Kryptonite offers insurance in connection with its locks, at a reasonable price (see link below). Homeowner's and renter's insurance usually covers bicycles, but it won't pay for the inconvenience of being without a bicycle, or recoup the entire loss.
The more expensive bicycles these days are sold on flash and spec hype. Light weight in a bicycle counts for much less than you might think because, after all, you are by far heavier than the bicycle. The modest increase in performance between a $400 bicycle and a $10,000 carbon-fiber wonder is important to racers -- but for daily transportation, choose a reasonable balance between expense and performance. Also, having more than one bicycle ready to ride is convenient if you discover that the one you rode yesterday has a flat tire, or if one is stolen. Keep a file of receipts, serial numbers and photos of your bicycles, to make it easier to file a claim if your bicycle is stolen, or to verify ownership if it is recovered.

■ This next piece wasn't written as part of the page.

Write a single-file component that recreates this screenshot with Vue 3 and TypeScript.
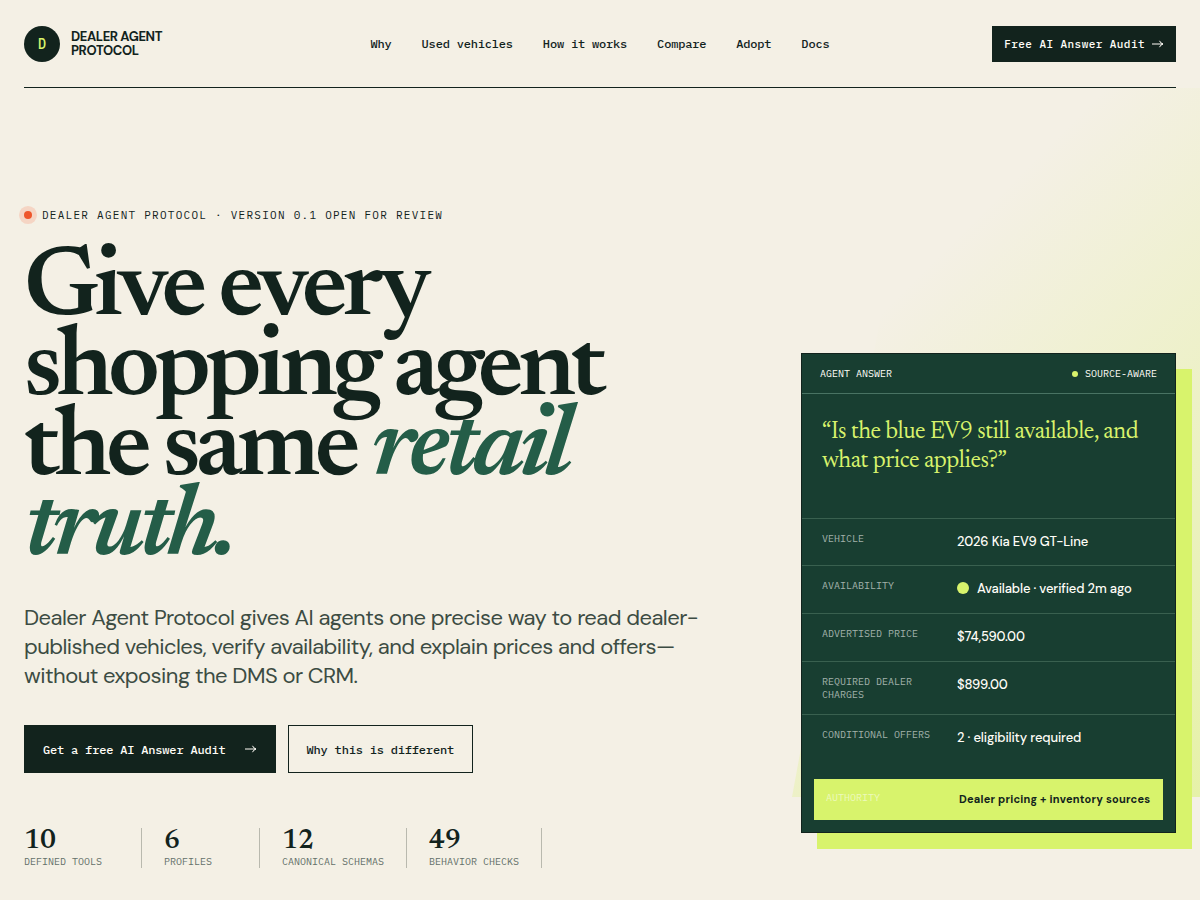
<script setup lang="ts">
interface Stat { value: string; label: string }
interface Fact { label: string; value: string; live?: boolean }

const links: string[] = ['Why', 'Used vehicles', 'How it works', 'Compare', 'Adopt', 'Docs']
const stats: Stat[] = [
  { value: '10', label: 'Defined tools' },
  { value: '6', label: 'Profiles' },
  { value: '12', label: 'Canonical schemas' },
  { value: '49', label: 'Behavior checks' },
]
const facts: Fact[] = [
  { label: 'Vehicle', value: '2026 Kia EV9 GT-Line' },
  { label: 'Availability', value: 'Available · verified 2m ago', live: true },
  { label: 'Advertised price', value: '$74,590.00' },
  { label: 'Required dealer charges', value: '$899.00' },
  { label: 'Conditional offers', value: '2 · eligibility required' },
]
</script>

<template>
  <div class="page">
    <header class="header">
      <a class="brand" href="#">
        <span class="mark">D</span>
        <span class="brand-name">DEALER AGENT<br />PROTOCOL</span>
      </a>
      <nav class="nav" aria-label="Main">
        <a v-for="link in links" :key="link" href="#">{{ link }}</a>
      </nav>
      <a class="audit" href="#">
        <span>Free AI Answer Audit</span>
        <svg class="arrow" viewBox="0 0 12 10" aria-hidden="true"><path d="M0 5H11M7.500 1.800Q8.500 4.300 11 5Q8.500 5.700 7.500 8.200" /></svg>
      </a>
    </header>

    <main class="hero">
      <div class="glow" aria-hidden="true"></div>
      <section class="copy">
        <p class="eyebrow"><i class="pulse"></i>Dealer Agent Protocol · Version 0.1 open for review</p>
        <h1>Give every<br />shopping agent<br />the same <em>retail<br />truth.</em></h1>
        <p class="lead">
          Dealer Agent Protocol gives AI agents one precise way to read dealer-<br />published vehicles,
          verify availability, and explain prices and offers—<br />without exposing the DMS or CRM.
        </p>
        <div class="actions">
          <a class="button primary" href="#">
            <span>Get a free AI Answer Audit</span>
            <svg class="arrow" viewBox="0 0 12 10" aria-hidden="true"><path d="M0 5H11M7.500 1.800Q8.500 4.300 11 5Q8.500 5.700 7.500 8.200" /></svg>
          </a>
          <a class="button" href="#">Why this is different</a>
        </div>
        <ul class="stats">
          <li v-for="stat in stats" :key="stat.label">
            <strong>{{ stat.value }}</strong>
            <span>{{ stat.label }}</span>
          </li>
        </ul>
      </section>

      <aside class="card">
        <div class="card-head">
          <span>Agent answer</span>
          <span class="source"><i></i>Source-aware</span>
        </div>
        <p class="question">“Is the blue EV9 still available, and what price applies?”</p>
        <dl class="facts">
          <div v-for="fact in facts" :key="fact.label" class="fact">
            <dt>{{ fact.label }}</dt>
            <dd><i v-if="fact.live"></i>{{ fact.value }}</dd>
          </div>
        </dl>
        <dl class="authority">
          <dt>Authority</dt>
          <dd>Dealer pricing + inventory sources</dd>
        </dl>
      </aside>
    </main>
  </div>
</template>

<style>
body {
  margin: 0;
  background: #f4f0e5;
}
</style>

<style scoped>
.page {
  --ink: #12231d;
  --green: #183e31;
  --lime: #d8f36c;
  --mono: "IBM Plex Mono", "Liberation Mono", monospace;
  --sans: "DM Sans", Inter, sans-serif;
  --serif: Newsreader, "Liberation Serif", serif;
  min-height: 100vh;
  color: var(--ink);
  background: #f4f0e5;
  font-family: var(--sans);
  overflow: hidden;
}
.page * { box-sizing: border-box; }
a { color: inherit; text-decoration: none; }
p, h1, dl, dd, ul { margin: 0; padding: 0; }

.header {
  display: grid;
  grid-template-columns: 1fr auto 1fr;
  align-items: center;
  height: 88px;
  margin: 0 24px;
  border-bottom: 1px solid var(--ink);
}
.brand { display: flex; align-items: center; gap: 11px; }
.mark {
  display: grid;
  place-items: center;
  width: 36px;
  height: 36px;
  border-radius: 50%;
  background: var(--ink);
  color: var(--lime);
  font: 500 14px var(--mono);
}
.brand-name { font-size: 13px; line-height: 14px; font-weight: 700; letter-spacing: -0.03em; }
.nav { display: flex; gap: 30px; font: 500 12px/16px var(--mono); letter-spacing: -0.015em; }
.audit {
  justify-self: end;
  display: flex;
  align-items: center;
  gap: 7px;
  height: 36px;
  padding: 1px 12px 0;
  background: var(--ink);
  color: #fffdf7;
  font: 500 11px var(--mono);
  letter-spacing: 0.04em;
}
.arrow { width: 12px; height: 10px; fill: none; stroke: currentColor; stroke-width: 1; }

.hero {
  position: relative;
  display: grid;
  grid-template-columns: minmax(0, 1fr) 375px;
  gap: 80px;
  padding: 118px 24px 32px;
}
.glow {
  position: absolute;
  inset: 0 0 103px 66%;
  clip-path: polygon(32% 0, 100% 0, 100% 100%, 0 100%);
  background: linear-gradient(135deg, transparent 28%, var(--lime));
  opacity: 0.5;
}
.copy { position: relative; }
.eyebrow {
  display: flex;
  align-items: center;
  gap: 10px;
  font: 11px/18px var(--mono);
  letter-spacing: 0.115em;
  text-transform: uppercase;
}
.pulse {
  width: 8px;
  height: 8px;
  border-radius: 50%;
  background: #ee562b;
  box-shadow: 0 0 0 5px #f5d5c4;
}
h1 {
  margin-top: 27px;
  font: 600 100px/80px var(--serif);
  letter-spacing: -0.05em;
}
h1 em { color: #245d48; font-style: italic; }
.lead {
  margin-top: 32px;
  color: #3c4c43;
  font-size: 22px;
  line-height: 29px;
  letter-spacing: -0.025em;
}
.actions { display: flex; gap: 12px; margin-top: 35px; }
.button {
  display: flex;
  align-items: center;
  gap: 19px;
  height: 48px;
  padding: 0 18px;
  border: 1px solid var(--ink);
  font: 500 12px var(--mono);
  letter-spacing: -0.015em;
}
.primary { background: var(--ink); color: #fffdf7; }
.stats { display: flex; margin-top: 55px; list-style: none; }
.stats li {
  min-width: 118px;
  height: 40px;
  padding: 0 22px;
  border-right: 1px solid #b9b9ae;
}
.stats li:first-child { padding-left: 0; }
.stats strong { display: block; font: 600 27px/27px var(--serif); }
.stats span {
  display: block;
  color: #64706a;
  font: 10px/13px var(--mono);
  text-transform: uppercase;
}

.card {
  position: relative;
  align-self: start;
  margin-top: 147px;
  border: 1px solid var(--ink);
  background: var(--green);
  color: #fffdf7;
  box-shadow: 16px 16px 0 var(--lime);
}
.card-head {
  display: flex;
  justify-content: space-between;
  padding: 13px 18px;
  border-bottom: 1px solid #497363;
  font: 10px/13px var(--mono);
  text-transform: uppercase;
}
.source { display: flex; align-items: center; gap: 7px; }
.source i { width: 6px; height: 6px; border-radius: 50%; background: var(--lime); }
.question {
  min-height: 124px;
  padding: 24px 20px;
  color: var(--lime);
  font: 24px/29px var(--serif);
  letter-spacing: -0.02em;
}
.fact {
  display: grid;
  grid-template-columns: 115px 1fr;
  gap: 20px;
  min-height: 48px;
  padding: 13px 20px;
  border-top: 1px solid #39604f;
}
.fact:first-child { min-height: 47px; }
.facts dt, .authority dt {
  color: #a3b2ab;
  font: 10px/13px var(--mono);
  text-transform: uppercase;
}
.facts dd {
  display: flex;
  align-items: center;
  gap: 8px;
  height: 18px;
  font-size: 13px;
  font-weight: 500;
  letter-spacing: -0.01em;
}
.facts i { width: 12px; height: 12px; border-radius: 50%; background: var(--lime); }
.authority {
  display: grid;
  grid-template-columns: 115px 1fr;
  gap: 18px;
  margin: 17px 12px 12px;
  padding: 12px;
  background: var(--lime);
}
.authority dt { color: #edf9bc; }
.authority dd { color: var(--ink); font-size: 11px; line-height: 17px; font-weight: 700; letter-spacing: 0.02em; white-space: nowrap; }
</style>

John's Raleigh Twenty shown below would be very low on the priority list for a thief.
John Allen's Raleigh Twenty, brush-painted with drippy marine enamel.
I left the bike here two days. I took the seat post and saddle with me, along with
the touring bag. I took the hinge key too. The red arrow points to my
old Kryptonite lock, which secured the front wheel and the frame.
The rear wheel is hard to access, behind the front wheel, and
hard to remove, with its internal-gear hub's nutted axle.